One of the reasons I chose to start writing about movies week in and week out was to discover just as much about myself as the movies I critiqued. What is it about cinema that so captures my individual imagination? What are the qualities of an effective movie that I hold in the highest regard? I’m beginning to see a pattern in my writing. Above all, I value moods and tones that permeate an entire experience, and admire the filmmakers capable of doing this well. There is no one particular mood or tone that’s better than another; I simply want to be enveloped in the movie I’m watching. Jeff Nichols is a master at building a cinematic world that is completely entrancing, and Midnight Special is a shining example of his abilities.
Why it got 4 stars:
- The few weaknesses of the movie diminish the overall effect only slightly. Midnight Special has an emotional aura about it that is wholly unique.

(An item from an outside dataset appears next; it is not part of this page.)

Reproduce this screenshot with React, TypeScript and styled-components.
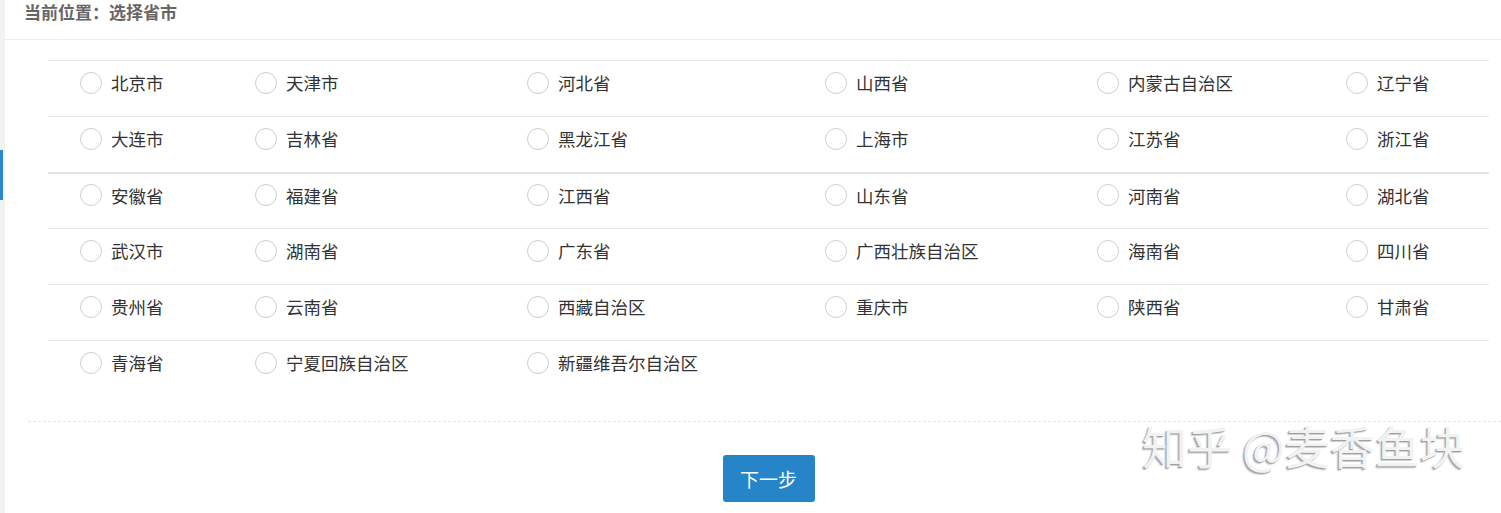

Things I forgot to mention in my review, because, well, I'm the Forgetful Film Critic:
- In preparation for Midnight Special, I watched Nichols' first two movies, Shotgun Stories and Take Shelter (I just couldn't fit Mud into my schedule, sorry to say). If you enjoy quality movies with a ton of heart, you owe it to yourself to see both. Especially Take Shelter. There is a very controversial ending that you will either love or hate. When I say ending, I'm talking about the last two minutes. Any movie that can provoke that strong of a reaction in so little time is doing something interesting.
- The last act of Midnight Special starts with a wallop I wasn't expecting. Ninety percent of the movie moves along at a quiet, contemplative pace, punctuated with bursts of action that make you sit up and take notice.